--- BEGIN SOURCE EXCERPT ---

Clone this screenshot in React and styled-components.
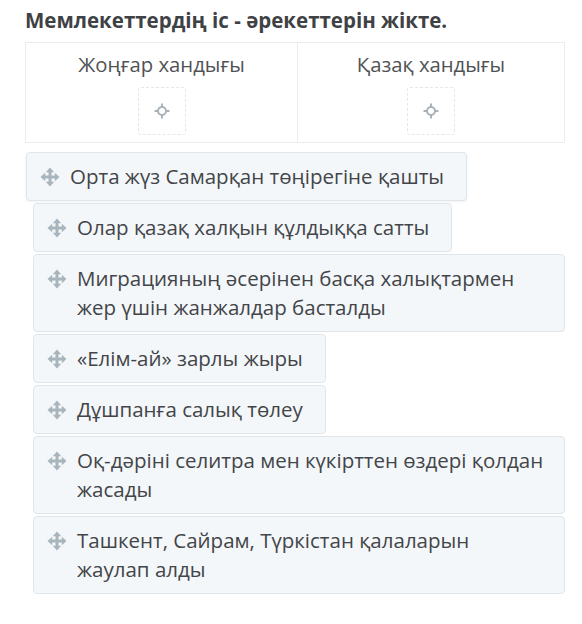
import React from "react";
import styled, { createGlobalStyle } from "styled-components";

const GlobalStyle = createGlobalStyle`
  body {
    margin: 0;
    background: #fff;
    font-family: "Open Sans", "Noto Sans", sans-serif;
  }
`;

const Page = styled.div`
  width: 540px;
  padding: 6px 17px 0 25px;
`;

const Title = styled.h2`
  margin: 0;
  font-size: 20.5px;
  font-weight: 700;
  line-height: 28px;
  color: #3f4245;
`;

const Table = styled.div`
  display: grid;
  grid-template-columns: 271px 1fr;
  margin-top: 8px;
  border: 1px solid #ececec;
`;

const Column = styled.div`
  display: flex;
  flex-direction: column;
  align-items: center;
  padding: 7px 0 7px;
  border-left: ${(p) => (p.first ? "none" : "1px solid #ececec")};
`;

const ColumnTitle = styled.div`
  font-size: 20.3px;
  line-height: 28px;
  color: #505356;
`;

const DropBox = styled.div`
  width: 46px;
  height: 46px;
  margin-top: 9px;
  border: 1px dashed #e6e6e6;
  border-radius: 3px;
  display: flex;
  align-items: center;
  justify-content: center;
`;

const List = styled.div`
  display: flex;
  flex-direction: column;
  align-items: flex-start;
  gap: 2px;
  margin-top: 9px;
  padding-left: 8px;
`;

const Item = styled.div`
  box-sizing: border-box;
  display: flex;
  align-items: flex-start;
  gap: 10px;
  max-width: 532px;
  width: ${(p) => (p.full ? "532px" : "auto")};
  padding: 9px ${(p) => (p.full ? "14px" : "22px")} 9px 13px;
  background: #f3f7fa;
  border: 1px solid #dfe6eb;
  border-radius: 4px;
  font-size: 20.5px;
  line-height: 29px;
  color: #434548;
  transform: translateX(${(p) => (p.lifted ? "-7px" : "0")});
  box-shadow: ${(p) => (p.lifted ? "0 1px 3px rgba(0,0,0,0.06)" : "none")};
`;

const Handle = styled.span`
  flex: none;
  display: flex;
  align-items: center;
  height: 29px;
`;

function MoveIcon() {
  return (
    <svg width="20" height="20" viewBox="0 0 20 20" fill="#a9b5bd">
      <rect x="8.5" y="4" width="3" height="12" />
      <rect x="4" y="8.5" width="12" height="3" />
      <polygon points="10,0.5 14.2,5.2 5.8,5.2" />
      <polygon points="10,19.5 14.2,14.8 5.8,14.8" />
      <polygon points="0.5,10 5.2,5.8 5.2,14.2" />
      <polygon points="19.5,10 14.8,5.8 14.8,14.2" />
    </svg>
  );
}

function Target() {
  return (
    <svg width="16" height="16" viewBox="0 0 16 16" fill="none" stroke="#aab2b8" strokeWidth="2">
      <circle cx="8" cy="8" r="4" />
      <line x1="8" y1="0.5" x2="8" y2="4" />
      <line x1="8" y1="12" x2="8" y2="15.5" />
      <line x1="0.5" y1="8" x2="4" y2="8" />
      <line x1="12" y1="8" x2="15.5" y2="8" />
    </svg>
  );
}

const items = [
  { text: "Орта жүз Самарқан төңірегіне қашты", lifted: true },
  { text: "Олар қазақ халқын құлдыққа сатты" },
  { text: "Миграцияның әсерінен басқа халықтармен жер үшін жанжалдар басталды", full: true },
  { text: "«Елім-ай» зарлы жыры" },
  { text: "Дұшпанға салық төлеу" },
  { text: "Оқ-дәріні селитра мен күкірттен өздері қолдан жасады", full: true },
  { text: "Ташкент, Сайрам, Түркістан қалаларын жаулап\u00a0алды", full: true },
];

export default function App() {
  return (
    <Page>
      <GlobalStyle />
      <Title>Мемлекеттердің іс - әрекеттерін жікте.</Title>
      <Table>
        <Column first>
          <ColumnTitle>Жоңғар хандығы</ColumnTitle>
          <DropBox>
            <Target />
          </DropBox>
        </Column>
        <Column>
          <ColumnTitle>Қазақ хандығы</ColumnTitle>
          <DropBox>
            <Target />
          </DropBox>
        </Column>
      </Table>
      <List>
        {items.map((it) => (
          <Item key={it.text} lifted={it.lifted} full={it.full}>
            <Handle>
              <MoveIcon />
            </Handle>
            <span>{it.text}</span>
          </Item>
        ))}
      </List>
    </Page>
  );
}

--- END SOURCE EXCERPT ---

*WHAT THE TASK REQUIRES*:
Your copy of the data above should match it exactly, except that pictures are left out.

*REPLY*:
Clone this screenshot in React and styled-components.
import React from "react";
import styled, { createGlobalStyle } from "styled-components";

const GlobalStyle = createGlobalStyle`
  body {
    margin: 0;
    background: #fff;
    font-family: "Open Sans", "Noto Sans", sans-serif;
  }
`;

const Page = styled.div`
  width: 540px;
  padding: 6px 17px 0 25px;
`;

const Title = styled.h2`
  margin: 0;
  font-size: 20.5px;
  font-weight: 700;
  line-height: 28px;
  color: #3f4245;
`;

const Table = styled.div`
  display: grid;
  grid-template-columns: 271px 1fr;
  margin-top: 8px;
  border: 1px solid #ececec;
`;

const Column = styled.div`
  display: flex;
  flex-direction: column;
  align-items: center;
  padding: 7px 0 7px;
  border-left: ${(p) => (p.first ? "none" : "1px solid #ececec")};
`;

const ColumnTitle = styled.div`
  font-size: 20.3px;
  line-height: 28px;
  color: #505356;
`;

const DropBox = styled.div`
  width: 46px;
  height: 46px;
  margin-top: 9px;
  border: 1px dashed #e6e6e6;
  border-radius: 3px;
  display: flex;
  align-items: center;
  justify-content: center;
`;

const List = styled.div`
  display: flex;
  flex-direction: column;
  align-items: flex-start;
  gap: 2px;
  margin-top: 9px;
  padding-left: 8px;
`;

const Item = styled.div`
  box-sizing: border-box;
  display: flex;
  align-items: flex-start;
  gap: 10px;
  max-width: 532px;
  width: ${(p) => (p.full ? "532px" : "auto")};
  padding: 9px ${(p) => (p.full ? "14px" : "22px")} 9px 13px;
  background: #f3f7fa;
  border: 1px solid #dfe6eb;
  border-radius: 4px;
  font-size: 20.5px;
  line-height: 29px;
  color: #434548;
  transform: translateX(${(p) => (p.lifted ? "-7px" : "0")});
  box-shadow: ${(p) => (p.lifted ? "0 1px 3px rgba(0,0,0,0.06)" : "none")};
`;

const Handle = styled.span`
  flex: none;
  display: flex;
  align-items: center;
  height: 29px;
`;

function MoveIcon() {
  return (
    <svg width="20" height="20" viewBox="0 0 20 20" fill="#a9b5bd">
      <rect x="8.5" y="4" width="3" height="12" />
      <rect x="4" y="8.5" width="12" height="3" />
      <polygon points="10,0.5 14.2,5.2 5.8,5.2" />
      <polygon points="10,19.5 14.2,14.8 5.8,14.8" />
      <polygon points="0.5,10 5.2,5.8 5.2,14.2" />
      <polygon points="19.5,10 14.8,5.8 14.8,14.2" />
    </svg>
  );
}

function Target() {
  return (
    <svg width="16" height="16" viewBox="0 0 16 16" fill="none" stroke="#aab2b8" strokeWidth="2">
      <circle cx="8" cy="8" r="4" />
      <line x1="8" y1="0.5" x2="8" y2="4" />
      <line x1="8" y1="12" x2="8" y2="15.5" />
      <line x1="0.5" y1="8" x2="4" y2="8" />
      <line x1="12" y1="8" x2="15.5" y2="8" />
    </svg>
  );
}

const items = [
  { text: "Орта жүз Самарқан төңірегіне қашты", lifted: true },
  { text: "Олар қазақ халқын құлдыққа сатты" },
  { text: "Миграцияның әсерінен басқа халықтармен жер үшін жанжалдар басталды", full: true },
  { text: "«Елім-ай» зарлы жыры" },
  { text: "Дұшпанға салық төлеу" },
  { text: "Оқ-дәріні селитра мен күкірттен өздері қолдан жасады", full: true },
  { text: "Ташкент, Сайрам, Түркістан қалаларын жаулап\u00a0алды", full: true },
];

export default function App() {
  return (
    <Page>
      <GlobalStyle />
      <Title>Мемлекеттердің іс - әрекеттерін жікте.</Title>
      <Table>
        <Column first>
          <ColumnTitle>Жоңғар хандығы</ColumnTitle>
          <DropBox>
            <Target />
          </DropBox>
        </Column>
        <Column>
          <ColumnTitle>Қазақ хандығы</ColumnTitle>
          <DropBox>
            <Target />
          </DropBox>
        </Column>
      </Table>
      <List>
        {items.map((it) => (
          <Item key={it.text} lifted={it.lifted} full={it.full}>
            <Handle>
              <MoveIcon />
            </Handle>
            <span>{it.text}</span>
          </Item>
        ))}
      </List>
    </Page>
  );
}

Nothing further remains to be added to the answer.